If you are in school at least half time at a recognized institution, you qualify for an In School Enrollment Deferment, which means you don’t have to worry about loan payments on top of class, extracurriculars, internships, and partying. 

But Stafford loans come in subsidized and unsubsidized varieties and interest is always accruing on those unsubsidized loans. That interest builds up everyday for four years of school, and then for six more months of grace period after you leave half-time status. At the end of your grace period, that interest capitalizes, which means interest is added onto your principle. The amount of your loan is now higher, and a higher principle costs you more interest every day. Making payment while still in school reduces the accrued interest on the unsubsidized loans, reducing or preventing the negative effects of capitalization.

For example: If you go to a four year school, and then have a six month grace period that’s 54 months where you owe no payments, but are accruing interest.
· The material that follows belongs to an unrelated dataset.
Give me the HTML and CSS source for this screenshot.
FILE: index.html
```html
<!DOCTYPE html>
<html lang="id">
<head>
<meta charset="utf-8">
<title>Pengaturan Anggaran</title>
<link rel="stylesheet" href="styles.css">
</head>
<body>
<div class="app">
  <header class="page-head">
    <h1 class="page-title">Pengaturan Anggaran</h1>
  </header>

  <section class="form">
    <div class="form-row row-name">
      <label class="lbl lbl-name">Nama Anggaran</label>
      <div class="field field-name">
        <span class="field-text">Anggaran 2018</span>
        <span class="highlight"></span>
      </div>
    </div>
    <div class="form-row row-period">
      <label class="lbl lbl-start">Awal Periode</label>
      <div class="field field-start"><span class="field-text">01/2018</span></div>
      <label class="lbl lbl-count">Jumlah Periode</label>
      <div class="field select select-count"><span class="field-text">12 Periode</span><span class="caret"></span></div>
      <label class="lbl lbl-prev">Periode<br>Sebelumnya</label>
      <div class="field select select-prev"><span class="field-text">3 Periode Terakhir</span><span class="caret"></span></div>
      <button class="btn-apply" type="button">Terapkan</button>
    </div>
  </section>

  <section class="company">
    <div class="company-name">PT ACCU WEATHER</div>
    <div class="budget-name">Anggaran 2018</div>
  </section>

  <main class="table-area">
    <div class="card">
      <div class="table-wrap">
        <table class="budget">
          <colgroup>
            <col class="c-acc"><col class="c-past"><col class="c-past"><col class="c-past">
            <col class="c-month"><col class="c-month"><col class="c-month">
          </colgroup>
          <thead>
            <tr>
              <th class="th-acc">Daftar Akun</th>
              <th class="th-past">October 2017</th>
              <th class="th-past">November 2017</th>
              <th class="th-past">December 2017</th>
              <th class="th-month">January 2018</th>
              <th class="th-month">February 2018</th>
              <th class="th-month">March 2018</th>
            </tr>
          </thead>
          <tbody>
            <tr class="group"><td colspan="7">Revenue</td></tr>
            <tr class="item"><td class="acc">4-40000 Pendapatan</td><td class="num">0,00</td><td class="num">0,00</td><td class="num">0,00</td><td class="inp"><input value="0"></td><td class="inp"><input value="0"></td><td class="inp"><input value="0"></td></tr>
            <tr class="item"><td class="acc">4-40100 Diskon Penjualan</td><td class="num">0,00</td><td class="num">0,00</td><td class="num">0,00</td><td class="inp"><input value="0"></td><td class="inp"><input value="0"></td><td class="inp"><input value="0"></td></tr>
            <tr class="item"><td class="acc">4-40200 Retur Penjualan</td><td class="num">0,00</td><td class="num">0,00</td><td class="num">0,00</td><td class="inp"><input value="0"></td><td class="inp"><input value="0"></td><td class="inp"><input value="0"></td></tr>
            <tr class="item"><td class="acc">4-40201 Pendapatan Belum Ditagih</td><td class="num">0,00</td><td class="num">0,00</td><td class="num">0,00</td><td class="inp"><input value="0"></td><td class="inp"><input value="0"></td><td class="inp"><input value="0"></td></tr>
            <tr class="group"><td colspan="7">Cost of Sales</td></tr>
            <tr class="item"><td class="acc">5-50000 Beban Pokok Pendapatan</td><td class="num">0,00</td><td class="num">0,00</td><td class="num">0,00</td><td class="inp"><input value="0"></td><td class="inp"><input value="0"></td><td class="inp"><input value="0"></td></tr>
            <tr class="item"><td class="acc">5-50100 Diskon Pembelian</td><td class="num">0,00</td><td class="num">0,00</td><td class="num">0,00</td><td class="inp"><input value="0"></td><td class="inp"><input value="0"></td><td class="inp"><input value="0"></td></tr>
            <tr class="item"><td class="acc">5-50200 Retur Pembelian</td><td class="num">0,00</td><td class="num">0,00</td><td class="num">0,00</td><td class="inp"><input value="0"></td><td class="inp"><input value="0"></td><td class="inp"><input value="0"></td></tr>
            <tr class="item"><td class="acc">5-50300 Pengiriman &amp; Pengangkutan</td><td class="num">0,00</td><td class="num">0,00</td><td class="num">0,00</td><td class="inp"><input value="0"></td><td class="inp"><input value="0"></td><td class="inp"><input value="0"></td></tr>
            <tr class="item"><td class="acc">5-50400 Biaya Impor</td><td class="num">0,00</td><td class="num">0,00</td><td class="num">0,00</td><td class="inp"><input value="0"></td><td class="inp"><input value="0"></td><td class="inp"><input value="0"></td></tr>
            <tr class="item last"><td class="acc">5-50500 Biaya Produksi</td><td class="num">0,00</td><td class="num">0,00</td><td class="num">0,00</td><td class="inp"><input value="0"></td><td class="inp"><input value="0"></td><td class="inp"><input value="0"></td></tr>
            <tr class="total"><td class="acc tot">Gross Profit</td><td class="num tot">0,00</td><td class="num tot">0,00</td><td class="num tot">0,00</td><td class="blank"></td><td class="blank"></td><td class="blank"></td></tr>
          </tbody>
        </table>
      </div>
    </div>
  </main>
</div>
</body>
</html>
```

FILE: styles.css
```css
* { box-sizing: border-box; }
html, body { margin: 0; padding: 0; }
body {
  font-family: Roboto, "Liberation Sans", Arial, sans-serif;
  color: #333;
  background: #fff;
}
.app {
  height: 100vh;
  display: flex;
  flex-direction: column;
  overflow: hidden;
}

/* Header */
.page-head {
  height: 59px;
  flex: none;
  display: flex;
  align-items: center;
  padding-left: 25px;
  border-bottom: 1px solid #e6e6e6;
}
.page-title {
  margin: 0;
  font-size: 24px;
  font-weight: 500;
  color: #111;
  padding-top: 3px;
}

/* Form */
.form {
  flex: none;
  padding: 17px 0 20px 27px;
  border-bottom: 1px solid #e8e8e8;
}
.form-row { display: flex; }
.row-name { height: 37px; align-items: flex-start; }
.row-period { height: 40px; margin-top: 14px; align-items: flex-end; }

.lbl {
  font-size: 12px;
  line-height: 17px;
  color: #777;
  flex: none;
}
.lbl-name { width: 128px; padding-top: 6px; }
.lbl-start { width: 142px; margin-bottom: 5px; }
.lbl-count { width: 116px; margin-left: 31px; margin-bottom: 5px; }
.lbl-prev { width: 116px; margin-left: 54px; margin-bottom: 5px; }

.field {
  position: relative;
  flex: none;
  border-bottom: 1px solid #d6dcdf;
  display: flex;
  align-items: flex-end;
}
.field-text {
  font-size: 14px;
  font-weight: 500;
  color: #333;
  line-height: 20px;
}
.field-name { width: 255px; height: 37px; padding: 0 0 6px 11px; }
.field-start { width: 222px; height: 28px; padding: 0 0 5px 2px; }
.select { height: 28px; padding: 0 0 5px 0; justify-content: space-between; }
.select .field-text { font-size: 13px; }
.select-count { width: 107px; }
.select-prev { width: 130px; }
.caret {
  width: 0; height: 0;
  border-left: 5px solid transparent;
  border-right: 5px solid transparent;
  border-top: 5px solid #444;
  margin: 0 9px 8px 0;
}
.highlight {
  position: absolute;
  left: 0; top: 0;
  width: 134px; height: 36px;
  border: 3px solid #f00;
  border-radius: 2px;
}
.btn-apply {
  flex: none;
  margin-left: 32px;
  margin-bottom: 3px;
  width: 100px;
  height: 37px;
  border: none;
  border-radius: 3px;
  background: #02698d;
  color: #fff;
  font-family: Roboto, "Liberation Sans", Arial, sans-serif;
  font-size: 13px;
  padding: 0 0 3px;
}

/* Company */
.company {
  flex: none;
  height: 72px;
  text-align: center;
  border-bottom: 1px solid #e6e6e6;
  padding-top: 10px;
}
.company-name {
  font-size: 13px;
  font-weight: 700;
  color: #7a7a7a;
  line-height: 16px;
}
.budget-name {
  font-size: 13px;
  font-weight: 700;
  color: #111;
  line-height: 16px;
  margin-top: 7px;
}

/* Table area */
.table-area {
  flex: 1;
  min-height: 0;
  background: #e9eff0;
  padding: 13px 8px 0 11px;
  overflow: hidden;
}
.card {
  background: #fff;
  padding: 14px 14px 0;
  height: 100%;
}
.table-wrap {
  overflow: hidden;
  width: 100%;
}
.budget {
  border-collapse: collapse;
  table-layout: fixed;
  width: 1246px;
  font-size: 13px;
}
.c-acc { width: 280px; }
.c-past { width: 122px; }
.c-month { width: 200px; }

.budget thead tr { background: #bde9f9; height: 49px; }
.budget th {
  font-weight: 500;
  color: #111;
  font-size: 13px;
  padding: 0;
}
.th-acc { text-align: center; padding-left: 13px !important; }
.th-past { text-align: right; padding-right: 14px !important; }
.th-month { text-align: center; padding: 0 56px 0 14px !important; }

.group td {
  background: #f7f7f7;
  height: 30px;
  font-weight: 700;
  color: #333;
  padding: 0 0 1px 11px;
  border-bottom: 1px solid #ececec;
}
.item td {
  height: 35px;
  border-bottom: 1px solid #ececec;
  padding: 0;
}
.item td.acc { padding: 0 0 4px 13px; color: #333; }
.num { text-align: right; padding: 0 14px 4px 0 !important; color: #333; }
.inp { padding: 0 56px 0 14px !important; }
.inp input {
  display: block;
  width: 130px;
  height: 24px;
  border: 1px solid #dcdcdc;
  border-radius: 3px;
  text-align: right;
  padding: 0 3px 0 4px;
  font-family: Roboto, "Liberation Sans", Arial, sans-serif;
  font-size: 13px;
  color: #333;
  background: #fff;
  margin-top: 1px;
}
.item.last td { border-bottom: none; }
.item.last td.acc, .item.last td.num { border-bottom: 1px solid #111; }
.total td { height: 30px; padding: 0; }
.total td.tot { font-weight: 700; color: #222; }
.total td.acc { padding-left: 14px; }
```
If you pay five bucks a month, you’ve paid your debt down by $270.  Ten dollars a month reduces your debt by $540. Twenty-five dollars a month frees you from paying $1350 dollars once you’re out in the real world.

And the less you owe when you leave school, the lower your monthly payment will be, freeing up money for fun stuff and making things like rent, insurance, and your phone bill less of a nightmare.

4. Don’t Consolidate Unless You Have Talked It Over With An Expert!

Once in a blue moon a special type of consolidation offer is made available, but outside these magical, infrequent windows there is only traditional consolidation. For most people, a traditional consolidation is a terrible idea. When a loan is consolidated, they take a weighted average of your interest rate and round it up an eighth of a percent. It can lower your payment, but only by extending your term. So if you consolidate you wind up with a higher principle, you accrue interest at a higher rate, and you pay for a longer term. This costs you more money in the long term.

Plus, 10 year repayment terms and 30 year repayment terms still have all the same postponement options, in the same amounts. So, relative to the term of the loan, you have fewer safety nets available on a consolidation loan. There are a few very specific times when a consolidation might benefit someone- and that someone needs to call their servicer for help.

5. Don’t Ignore Your Bill

Do not fear a student loan bill that you can’t pay. Unlike your car and house, there are options on student loans. The solution for practically everything is Income Based Repayment or Pay As You Earn (which are sort of the same program in a ‘all squares are rectangles, but not all rectangles are squares’ sort of way). IBR/PAYE can reduce a payment to as low at $0 dollars a month. You sign up one year at a time and it fluctuates with your income and family size. Even if you can’t pay much at first, you can avoid the curse of capitalized interest by renewing on time every year and attempting to pay down accrued interest when you are better equipped to do so. If you sign up for a total of 25 years in an Income Based Plan, or 20 years in a Pay As You Earn Plan the loan will be forgiven at the end, though anything you do have forgiven you will have to claim as income on the last year of your plan, so you still want to strive to pay something whenever you can.

If you are experiencing one of the very few things that IBR/PAYE won’t solve, there is also Unemployment Deferment and Economic Hardship Deferment. And if all else fails, or if you only need a month or two to figure stuff out, you can use forbearance, but be aware it should only be used as a short-term option. 

6. Don’t Get Scammed

There is a new trend where super helpful business people will offer to do all the leg-work for an Income Based Plan or a Consolidation for you. These good Samaritans are charging you a modest fee of five hundred to eight hundred dollars. 

It takes less than five minutes to sign up for Consolidation or Income Based Repayment online, and you can do it for the even more modest sum of absolutely nothing. 

I really hope this article helps takes a burden off your shoulders, or at least your wallet, and if you have any more detailed questions, for the love of all that is holy, call your servicer.